**Task goal**.
Identify and copy all lines of the material where the string "this" is found.

[Excerpt from a dataset]
====================

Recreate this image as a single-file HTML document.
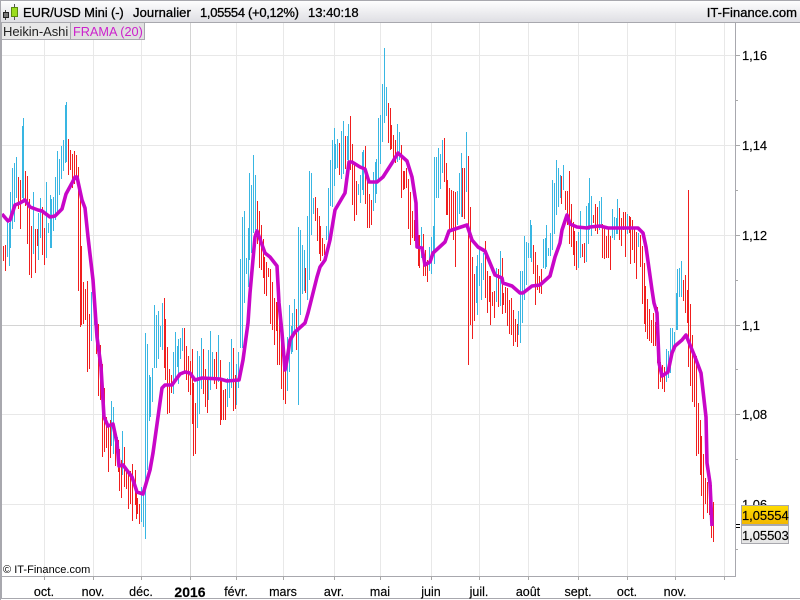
<!DOCTYPE html>
<html><head><meta charset="utf-8">
<style>
html,body{margin:0;padding:0;background:#fff}
#r{position:relative;width:800px;height:600px;overflow:hidden;background:#fff;font-family:"Liberation Sans",sans-serif;font-size:12px;color:#000}
.t{position:absolute;white-space:nowrap;line-height:16px}
.b{-webkit-text-stroke:.3px #000}
.m{position:absolute;top:584px;width:60px;margin-left:-30px;text-align:center;font-size:12.5px;line-height:16px;-webkit-text-stroke:.15px #000}
.p{position:absolute;left:742px;font-size:13px;line-height:16px;letter-spacing:-.05px;-webkit-text-stroke:.15px #000}
</style></head><body><div id="r">
<svg width="800" height="600" style="position:absolute;left:0;top:0">
<defs><linearGradient id="g" x1="0" y1="0" x2="0" y2="1"><stop offset="0" stop-color="#fff"/><stop offset="1" stop-color="#dfdfe4"/></linearGradient>
<linearGradient id="y" x1="0" y1="0" x2="0" y2="1"><stop offset="0" stop-color="#ffdc00"/><stop offset="1" stop-color="#f2b600"/></linearGradient>
<linearGradient id="s" x1="0" y1="0" x2="0" y2="1"><stop offset="0" stop-color="#f8f8f8"/><stop offset="1" stop-color="#e4e4e4"/></linearGradient></defs>
<g shape-rendering="crispEdges">
<path stroke="#e8e8e8" fill="none" d="M44.5 23V576M93.5 23V576M141.5 23V576M236.5 23V576M283.5 23V576M334.5 23V576M380.5 23V576M431.5 23V576M479.5 23V576M528.5 23V576M578.5 23V576M627.5 23V576M675.5 23V576M724.5 23V576M2 55.5H735M2 145.5H735M2 235.5H735M2 414.5H735M2 504.5H735"/>
<path stroke="#d4d4d4" fill="none" d="M190.5 23V576M2 325.5H735"/>
<path stroke="#f01e1e" fill="none" d="M3.5 246V261M5.5 245V271M18.5 177V209M20.5 180V229M25.5 171V206M27.5 176V244M29.5 199V275M31.5 226V278M35.5 229V273M37.5 229V246M42.5 207V255M44.5 228V265M68.5 139V175M70.5 150V170M72.5 154V188M74.5 151V184M76.5 155V176M78.5 167V291M80.5 190V327M81.5 246V325M83.5 282V324M85.5 289V320M87.5 281V372M89.5 314V369M96.5 325V354M98.5 324V396M100.5 345V400M102.5 364V457M104.5 388V452M106.5 417V448M108.5 427V472M110.5 420V458M115.5 430V466M118.5 440V472M119.5 449V491M121.5 460V498M124.5 447V487M126.5 469V489M128.5 472V509M130.5 471V504M132.5 464V521M135.5 470V505M136.5 492V519M137.5 498V514M139.5 504V524M164.5 298V368M165.5 319V380M167.5 347V414M169.5 369V413M171.5 375V393M184.5 328V373M186.5 346V380M188.5 356V392M190.5 361V395M192.5 349V424M193.5 383V456M195.5 403V454M203.5 349V394M205.5 369V407M207.5 377V413M214.5 359V384M216.5 352V389M220.5 360V425M221.5 380V420M223.5 390V420M225.5 389V420M233.5 348V411M235.5 375V409M257.5 201V244M259.5 211V268M261.5 225V270M263.5 239V278M264.5 257V294M266.5 262V296M268.5 268V277M270.5 269V324M272.5 282V330M274.5 298V345M276.5 302V331M277.5 302V365M279.5 302V365M281.5 340V389M283.5 360V400M285.5 365V404M296.5 309V350M305.5 268V293M315.5 197V221M317.5 208V241M319.5 216V254M320.5 226V261M322.5 238V256M324.5 244V255M339.5 143V175M345.5 136V169M350.5 116V170M352.5 144V205M354.5 163V221M356.5 181V215M365.5 146V204M367.5 181V228M369.5 194V228M371.5 200V225M388.5 103V143M390.5 108V150M391.5 125V149M393.5 135V158M395.5 140V163M401.5 145V198M403.5 171V190M404.5 171V189M406.5 168V188M408.5 179V229M410.5 192V245M412.5 211V238M414.5 220V241M416.5 204V241M418.5 235V266M419.5 235V268M423.5 234V276M425.5 250V276M427.5 260V282M444.5 138V182M446.5 163V215M447.5 180V215M449.5 188V231M451.5 190V229M453.5 191V240M455.5 192V267M462.5 168V217M464.5 168V219M468.5 156V365M470.5 207V325M472.5 257V339M474.5 274V321M485.5 241V298M487.5 271V313M489.5 276V302M490.5 276V325M492.5 292V306M494.5 291V318M498.5 269V307M502.5 258V314M503.5 293V305M505.5 287V313M507.5 288V326M509.5 300V334M511.5 298V335M513.5 310V346M515.5 319V342M517.5 324V347M533.5 245V274M535.5 252V305M537.5 265V290M539.5 276V293M541.5 269V294M561.5 176V204M565.5 191V210M567.5 191V225M569.5 171V244M571.5 204V247M573.5 222V255M574.5 231V266M576.5 241V270M582.5 244V257M584.5 243V263M593.5 215V223M595.5 204V231M597.5 207V234M602.5 224V258M604.5 226V259M606.5 236V258M608.5 229V258M610.5 236V270M619.5 208V240M621.5 218V246M623.5 212V230M625.5 212V257M629.5 216V233M630.5 217V264M632.5 220V250M634.5 228V263M636.5 232V279M640.5 235V267M642.5 246V304M644.5 263V324M645.5 286V332M647.5 299V339M649.5 309V341M651.5 320V343M653.5 313V346M655.5 322V346M657.5 307V363M658.5 352V389M660.5 362V382M662.5 365V389M664.5 367V392M683.5 280V301M685.5 275V313M687.5 290V323M688.5 190V367M690.5 304V386M692.5 335V402M694.5 354V407M696.5 356V456M698.5 403V454M700.5 420V475M701.5 436V496M703.5 454V519M705.5 478V504M707.5 482V513M709.5 484V515M711.5 485V538M713.5 502V542"/>
<path stroke="#38b6e2" fill="none" d="M7.5 222V257M9.5 223V266M10.5 192V248M12.5 168V229M14.5 163V222M16.5 157V198M22.5 126V198M23.5 118V203M33.5 192V254M38.5 213V260M40.5 198V238M46.5 182V258M48.5 223V233M50.5 195V248M51.5 199V248M53.5 197V231M55.5 177V220M57.5 151V212M59.5 159V195M61.5 146V179M63.5 140V171M65.5 105V163M66.5 102V162M91.5 292V341M94.5 293V325M111.5 401V446M113.5 407V454M117.5 437V463M122.5 431V475M141.5 487V522M143.5 492V527M145.5 333V539M147.5 344V470M149.5 375V421M150.5 377V417M152.5 368V402M154.5 305V368M156.5 315V368M158.5 311V359M160.5 326V347M162.5 303V350M173.5 352V394M175.5 332V378M177.5 346V367M178.5 339V384M180.5 338V359M182.5 328V351M197.5 351V428M199.5 356V414M201.5 338V389M208.5 350V400M210.5 331V390M212.5 352V380M218.5 335V382M227.5 378V407M229.5 362V398M231.5 339V388M236.5 364V405M238.5 352V388M240.5 259V348M242.5 217V348M244.5 211V303M246.5 258V274M248.5 228V287M249.5 173V260M251.5 185V253M253.5 155V233M255.5 175V230M287.5 337V391M289.5 305V372M291.5 326V354M292.5 313V352M294.5 299V330M298.5 227V405M300.5 230V315M302.5 245V294M304.5 250V291M307.5 216V300M309.5 171V280M311.5 173V235M313.5 198V214M326.5 226V240M328.5 188V240M330.5 160V206M332.5 140V207M334.5 128V186M335.5 144V169M337.5 139V168M341.5 131V179M343.5 121V174M347.5 136V160M348.5 124V170M358.5 184V195M360.5 175V203M362.5 152V190M363.5 150V195M373.5 172V211M375.5 162V203M376.5 159V194M378.5 118V181M380.5 115V164M382.5 84V142M384.5 48V123M386.5 87V116M397.5 124V162M399.5 132V160M421.5 227V258M429.5 247V271M431.5 237V274M433.5 226V256M434.5 157V264M436.5 157V198M438.5 148V198M440.5 154V189M442.5 140V173M457.5 191V225M459.5 173V214M461.5 153V217M466.5 132V192M476.5 266V303M477.5 255V315M479.5 248V286M481.5 263V300M483.5 253V280M496.5 268V302M500.5 251V306M518.5 311V335M520.5 271V343M522.5 271V323M524.5 236V300M526.5 242V285M528.5 243V258M530.5 220V258M531.5 225V262M543.5 239V268M545.5 238V269M546.5 225V267M548.5 248V256M550.5 233V256M552.5 180V250M554.5 183V234M556.5 160V215M558.5 168V207M560.5 175V198M563.5 165V190M578.5 232V268M580.5 211V258M586.5 206V262M588.5 203V244M589.5 178V230M591.5 196V236M599.5 201V230M601.5 197V226M612.5 209V238M614.5 217V240M616.5 218V234M617.5 199V234M627.5 214V234M638.5 233V247M666.5 349V382M668.5 351V378M670.5 328V373M672.5 328V357M674.5 332V350M676.5 293V330M677.5 269V330M679.5 268V297M681.5 261V297"/>
</g>
<path fill="none" stroke="#c806c8" stroke-width="3.6" stroke-linejoin="round" d="M2 214L8 221L10 220L15 205L20 203L25 200L30 207L38 210L42 211L50 217L55 216L62 209L66 194L72 183L75 177L77 177L82 200L85 208L88 237L93 280L97 337L101 367L104 417L108 426L113 424L117 443L119 466L123 465L132 477L137 492L143 494L150 470L153 453L158 417L162 388L165 385L172 385L177 378L180 374L185 372L190 373L195 380L202 378L220 379L227 381L239 380L243 360L248 323L250 293L255 237L257 231L265 253L270 257L277 266L279 303L282 333L285 370L287 360L290 340L295 332L305 323L308 313L317 277L320 267L325 260L330 240L335 210L345 193L349 162L352 162L360 167L365 169L369 182L377 182L383 177L392 163L398 153L407 161L412 177L416 203L417 247L422 248L425 265L430 262L433 253L445 242L449 231L467 225L472 240L478 247L485 251L490 263L495 275L502 278L503 283L512 286L520 293L523 293L532 286L540 285L550 276L555 257L560 243L562 230L567 215L570 224L577 227L587 228L590 227L600 226L608 228L617 228L638 228L643 233L646 247L652 290L654 303L657 313L659 363L662 376L668 372L672 353L675 346L682 340L686 335L688 340L695 357L701 373L706 417L707 463L710 483L712 526"/>
<g shape-rendering="crispEdges">
<rect x="0" y="0" width="800" height="22" fill="url(#g)"/>
<path stroke="#a8a8ae" fill="none" d="M0 .5H800M0 22.5H800M.5 0V600M1.5 23V599M0 598.5H800M735.5 23V577M2 576.5H736"/>
<path stroke="#a8a8a8" fill="none" d="M44.5 576V580M93.5 576V580M141.5 576V580M190.5 576V580M236.5 576V580M283.5 576V580M334.5 576V580M380.5 576V580M431.5 576V580M479.5 576V580M528.5 576V580M578.5 576V580M627.5 576V580M675.5 576V580M724.5 576V580M736 55.5H740M736 145.5H740M736 235.5H740M736 325.5H740M736 414.5H740M736 100.5H738M736 190.5H738M736 280.5H738M736 369.5H738M736 459.5H738M736 549.5H738"/>
<rect x="2" y="23" width="68" height="16" fill="#e8e8e8"/>
<rect x="71" y="23" width="73" height="16" fill="#e0e0e0"/>
<path stroke="#a8a8ae" fill="none" d="M0 39.5H145M70.5 23V39M144.5 23V39"/>
<path stroke="#000" fill="none" d="M736 524.5H740M736 527.5H740"/>
<!-- icon -->
<path stroke="#444" fill="none" d="M5.5 10V20"/>
<rect x="3.5" y="12.5" width="5" height="5" fill="#777" stroke="#222"/>
<path stroke="#555" fill="none" d="M14.5 4V20"/>
<rect x="11.5" y="7.5" width="6" height="9" fill="#9bdc1e" stroke="#5a8a10"/>
<rect x="741.5" y="505.5" width="47" height="19" fill="url(#y)" stroke="#a8a8ae"/>
<rect x="741.5" y="525.5" width="47" height="18" fill="url(#s)" stroke="#a8a8ae"/>
</g>
</svg>
<div class="t b" style="left:23px;top:5px;font-size:13px;letter-spacing:-.12px">EUR/USD Mini (-)</div>
<div class="t b" style="left:133px;top:5px;font-size:13px;letter-spacing:.08px">Journalier</div>
<div class="t b" style="left:200px;top:5px;font-size:13px;letter-spacing:-.32px">1,05554 (+0,12%)</div>
<div class="t b" style="left:308px;top:5px;font-size:13px">13:40:18</div>
<div class="t b" style="right:3px;top:5px;font-size:13px;letter-spacing:.05px">IT-Finance.com</div>
<div class="t" style="left:3px;top:24px;font-size:13px;letter-spacing:-.05px;color:#222">Heikin-Ashi</div>
<div class="t" style="left:73px;top:24px;font-size:12.7px;color:#cc22cc">FRAMA (20)</div>
<div class="p" style="top:48px">1,16</div>
<div class="p" style="top:138px">1,14</div>
<div class="p" style="top:228px">1,12</div>
<div class="p" style="top:318px">1,1</div>
<div class="p" style="top:407px">1,08</div>
<div class="p" style="top:497px;height:8px;overflow:hidden">1,06</div>
<div class="p" style="top:508px">1,05554</div>
<div class="p" style="top:528px">1,05503</div>
<div class="t" style="left:3px;top:562px;font-size:11px;letter-spacing:.02px">© IT-Finance.com</div>
<div class="m" style="left:44px">oct.</div>
<div class="m" style="left:93px">nov.</div>
<div class="m" style="left:141px">déc.</div>
<div class="m" style="left:190px;font-weight:bold;font-size:14px">2016</div>
<div class="m" style="left:236px">févr.</div>
<div class="m" style="left:283px">mars</div>
<div class="m" style="left:334px">avr.</div>
<div class="m" style="left:380px">mai</div>
<div class="m" style="left:431px">juin</div>
<div class="m" style="left:479px">juil.</div>
<div class="m" style="left:528px">août</div>
<div class="m" style="left:578px">sept.</div>
<div class="m" style="left:627px">oct.</div>
<div class="m" style="left:675px">nov.</div>
</div></body></html>
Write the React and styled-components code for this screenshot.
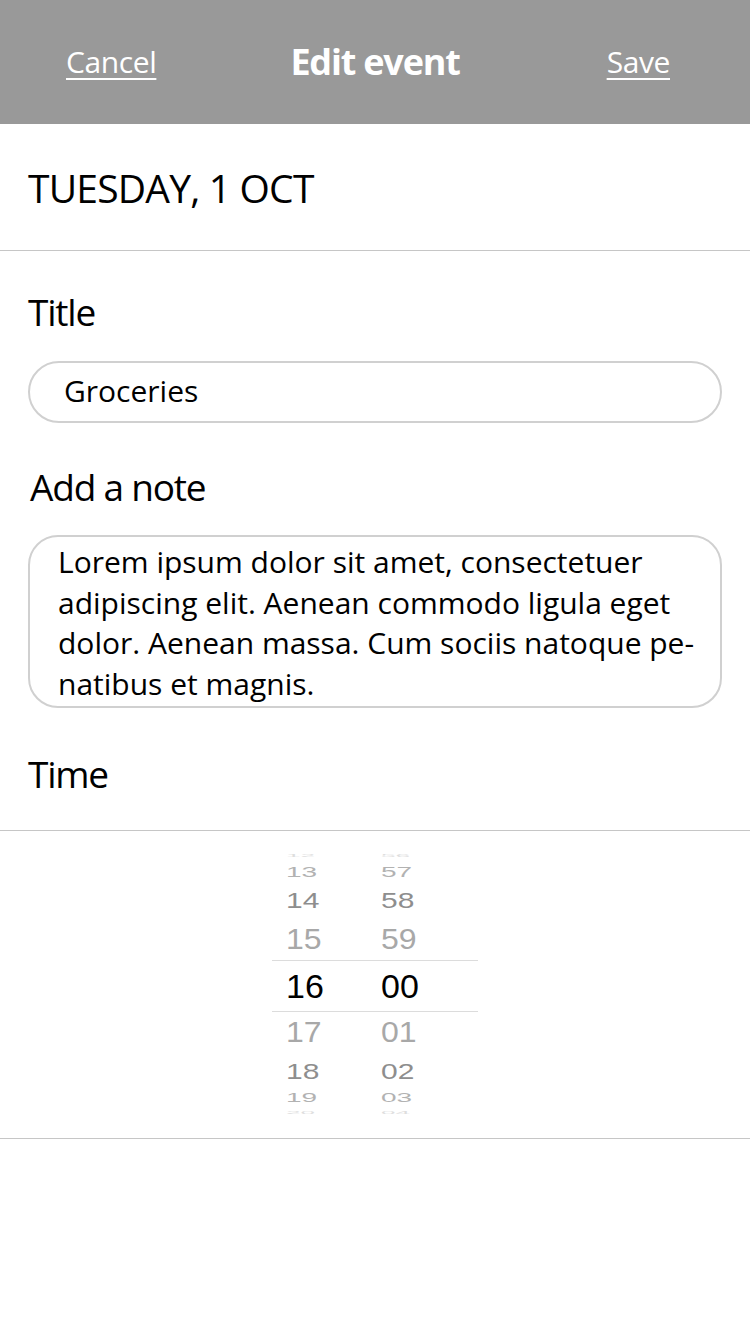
import React from 'react'
import styled, { createGlobalStyle } from 'styled-components'

const GlobalStyle = createGlobalStyle`
  body {
    margin: 0;
    background: #fff;
    font-family: "Open Sans", "Noto Sans", sans-serif;
    color: #000;
  }
`;

const Page = styled.div`
  width: 750px;
  min-height: 1334px;
  background: #fff;
`;

const Header = styled.header`
  height: 124px;
  background: #999999;
  display: grid;
  grid-template-columns: 1fr auto 1fr;
  align-items: center;
  color: #fff;
`;

const HeaderLink = styled.a`
  justify-self: ${p => (p.$end ? 'end' : 'start')};
  padding: ${p => (p.$end ? '0 80px 2px 0' : '0 0 2px 66px')};
  font-size: 30px;
  letter-spacing: -0.4px;
  text-decoration: underline;
  text-decoration-thickness: 2px;
  text-underline-offset: 5px;
  cursor: pointer;
`;

const HeaderTitle = styled.h1`
  margin: 0 0 2px;
  font-size: 36px;
  font-weight: 700;
  letter-spacing: -1.2px;
`;

const DateRow = styled.div`
  height: 127px;
  box-sizing: border-box;
  border-bottom: 1px solid #c6c6c6;
  display: flex;
  align-items: center;
  padding-left: 28px;
  font-size: 39px;
  letter-spacing: -0.8px;
`;

const Form = styled.div`
  display: flex;
  flex-direction: column;
  padding: 41px 28px 36px;
  border-bottom: 1px solid #c6c6c6;
`;

const Label = styled.div`
  font-size: 37px;
  line-height: 40px;
  letter-spacing: -1.2px;
  margin: ${p => p.$gap || 0}px 0 0 ${p => p.$indent || 0}px;
`;

const Input = styled.div`
  margin-top: 29px;
  height: 62px;
  box-sizing: border-box;
  border: 2px solid #d0d0d0;
  border-radius: 31px;
  display: flex;
  align-items: center;
  padding: 0 0 4px 34px;
  font-size: 30px;
`;

const Note = styled.div`
  margin-top: 28px;
  height: 173px;
  box-sizing: border-box;
  border: 2px solid #d0d0d0;
  border-radius: 30px;
  padding: 5px 20px 2px 28px;
  font-size: 30px;
  line-height: 40.5px;
  white-space: nowrap;
`;

const Picker = styled.div`
  padding: 19px 0 18px;
  border-bottom: 1px solid #c6c6c6;
  display: flex;
  justify-content: center;
`;

const Wheel = styled.div`
  width: 206px;
  display: flex;
  flex-direction: column;
  font-family: "Liberation Sans", Arial, sans-serif;
`;

const WheelRow = styled.div`
  height: ${p => p.$h}px;
  box-sizing: border-box;
  display: flex;
  align-items: center;
  padding-left: 14px;
  border-top: ${p => (p.$active ? '1px solid #dcdcdc' : 'none')};
  border-bottom: ${p => (p.$active ? '1px solid #dcdcdc' : 'none')};
`;

const Cell = styled.span`
  display: inline-block;
  width: ${p => (p.$first ? '95px' : 'auto')};
  font-size: ${p => p.$size}px;
  line-height: 1;
  color: ${p => p.$color};
  transform: scaleY(${p => p.$scale});
  transform-origin: center;
`;

const rows = [
  { h: '12', m: '56', height: 12, size: 26, scale: 0.15, color: '#dedede' },
  { h: '13', m: '57', height: 20, size: 28, scale: 0.5, color: '#b2b2b2' },
  { h: '14', m: '58', height: 36, size: 30, scale: 0.75, color: '#8e8e8e' },
  { h: '15', m: '59', height: 42, size: 32, scale: 0.92, color: '#a8a8a8' },
  { h: '16', m: '00', height: 52, size: 34, scale: 1, color: '#000', active: true },
  { h: '17', m: '01', height: 40, size: 32, scale: 0.92, color: '#a8a8a8' },
  { h: '18', m: '02', height: 38, size: 30, scale: 0.75, color: '#8e8e8e' },
  { h: '19', m: '03', height: 16, size: 28, scale: 0.45, color: '#b2b2b2' },
  { h: '20', m: '04', height: 14, size: 26, scale: 0.15, color: '#dedede' },
];

const App = () => {
  return (
    <Page>
      <GlobalStyle />
      <Header>
        <HeaderLink>Cancel</HeaderLink>
        <HeaderTitle>Edit event</HeaderTitle>
        <HeaderLink $end>Save</HeaderLink>
      </Header>
      <DateRow>TUESDAY, 1 OCT</DateRow>
      <Form>
        <Label>Title</Label>
        <Input>Groceries</Input>
        <Label $gap={44} $indent={2}>Add a note</Label>
        <Note>
          Lorem ipsum dolor sit amet, consectetuer<br />
          adipiscing elit. Aenean commodo ligula eget<br />
          dolor. Aenean massa. Cum sociis natoque pe-<br />
          natibus et magnis.
        </Note>
        <Label $gap={46}>Time</Label>
      </Form>
      <Picker>
        <Wheel>
          {rows.map(r => (
            <WheelRow key={r.h} $h={r.height} $active={r.active}>
              <Cell $first $size={r.size} $scale={r.scale} $color={r.color}>{r.h}</Cell>
              <Cell $size={r.size} $scale={r.scale} $color={r.color}>{r.m}</Cell>
            </WheelRow>
          ))}
        </Wheel>
      </Picker>
    </Page>
  );
}

export default App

====================

**Response to the task**.
Recreate this image as a single-file HTML document.
Write the React and styled-components code for this screenshot.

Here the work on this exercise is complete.